Senior advisers to President Obama, previewing parts of his speech, said on Wednesday the United States would offer debt relief totaling roughly $1 billion “over a few years” to Egypt through a debt swap mechanism that would invest the money to boost youth employment and support entrepreneurs, according to Reuters.

Washington would also loan or guarantee loans up to a total of $1 billion through the Overseas Private Investment Corp (OPIC) for Egypt to finance infrastructure development and boost jobs, the officials told reporters on a conference call.

The New York Times reported Thursday that Mr. Obama’s economic aid parallels a package of measures being prepared by the European Union. The union plans to mobilize more than 2 billion euros ($2.8 billion) in investment and development money for Egypt, Tunisia, Libya, and other Middle Eastern countries, drawing on the resources of the European Investment Bank and the European Bank for Reconstruction and Development.

“We’re trying to pull together a kind of strategic approach,” Catherine Ashton, the European Union’s chief foreign policy official, said in an interview with the Times on Wednesday. “This is our neighborhood.”

The European aid will focus both on the immediate need for cash and other support—a team of monitors recently went to Tunisia to help officials prepare for elections—as well as longer-term economic development.

Several billion dollars in additional financing could come from multilateral development banks as well.

The Obama administration would also seek to foster trade and economic development throughout the region and encourage private sector investment, the officials said.

“We think these initiatives will help Egypt and Tunisia as they undertake the twin challenges of economic transformation and democratization,” one official said.

The officials dodged a question on whether the debt relief package was enough.

“Egypt has, I think, a very good prospect of accessing private capital markets, and that’s important to Egypt’s future economic vibrancy, and that’s something that we know economic leaders in Egypt want to reinforce,” one official said when asked why the country’s full debt was not canceled, as reported by Reuters. (Egypt’s external debt was rescheduled earlier this year and is not put at $32 billion, or 14.5 percent of the GDP.)

In his widely anticipated speech on Thursday, Mr.
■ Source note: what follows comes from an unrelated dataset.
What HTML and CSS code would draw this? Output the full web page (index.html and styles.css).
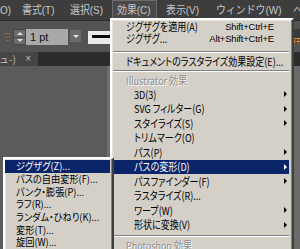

Obama aims to present a coherent approach for dealing with unprecedented political upheaval that has swept the region and upended decades of US policy.

Part of that approach will include boosting economic fundamentals to spur democratic reform.

“We ... know from our study of the past that successful transitions to democracy depend in part on strong foundations for prosperity, and that reinforcing economic growth is an important way of reinforcing a democratic transition,” one official said.

The United States would form “Egyptian-American and Tunisian-American Enterprise Funds” to promote investment from the private sector, the White House said in a statement laying out some of its proposals.

Washington would also work with allies to reorient the European Bank for Reconstruction and Development to support the Middle East and North Africa region just as it helped countries in Central and Eastern Europe.

US officials are concerned about the economic outlook in Egypt and Tunisia after democratic revolutions swept out long-ruling autocratic leaders.

Growth forecasts have been revised downward to 1 percent in Egypt and GDP growth in Tunisia is expected to be close to zero this year, the White House said.

The White House hopes to send a message to other countries in the region that they, too, could benefit from economic backing if they pursue a democratic path.

“Part of the purpose of this economic program ... is to reinforce not only positive change in Egypt and Tunisia, but a positive model that can empower and incentivize democratic change and economic reform in other parts of the region,” one official said.

US officials said they would also seek to support better economic management in transitioning nations, try to improve economic stability by easing deficits and spurring growth and would support economic modernization and reform.

Trade will also be used as a lever, in an attempt to help nations help themselves.

“If you take out oil exports, (in) the countries of this region, 400 million people export about the same amount of goods as Switzerland does, with eight million people,” AFP quoted another senior official as saying.

The rationale of President Obama’s Arab plan appears to be an attempt to tackle the economic deprivation and miserable prospects of vast swathes of Arab population, which, along with repression of basic rights, triggered a wildfire of protests.

President Obama will seek Thursday to sketch a plausible policy response to the sudden, complex and often contradictory demands thrown up by revolts that started in Tunisia, and spread to nations including Egypt, Syria, Libya and Yemen.

But it was unclear whether the president would use the speech to re-launch his stalled drive for Israeli-Palestinian peace, according to AFP.

Making the situation even more complicated for the US—which has traditionally been Israel’s ward, and often its only big-power supporter—is the insistence of Israeli Prime Minister Benjamin Netanyahu on continuing illegal settlements in the occupied territories, claiming exclusive sovereignty of Jerusalem, and keeping an Israeli military presence along the Jordan River. None of these points are acceptable to Palestinians.

The breathtaking speed, historical scope and complexity of change sweeping the region caught Washington, like the leaders it challenged, unawares.

For many Americans, the most significant foreign event of the year is the US killing of Al Qaeda leader Osama Bin Laden in Pakistan, a fact pointing to a key domestic audience for Thursday’s speech.

Mr. Obama is also expected to have harsh words for US foes Syria and Iran. Although Mr. Obama signed an executive order on Wednesday imposing sanctions on Syrian President Bashar al-Assad and key aides, he has yet to call for Mr. Assad’s resignation. Perhaps that might change with Mr. Obama’s speech today.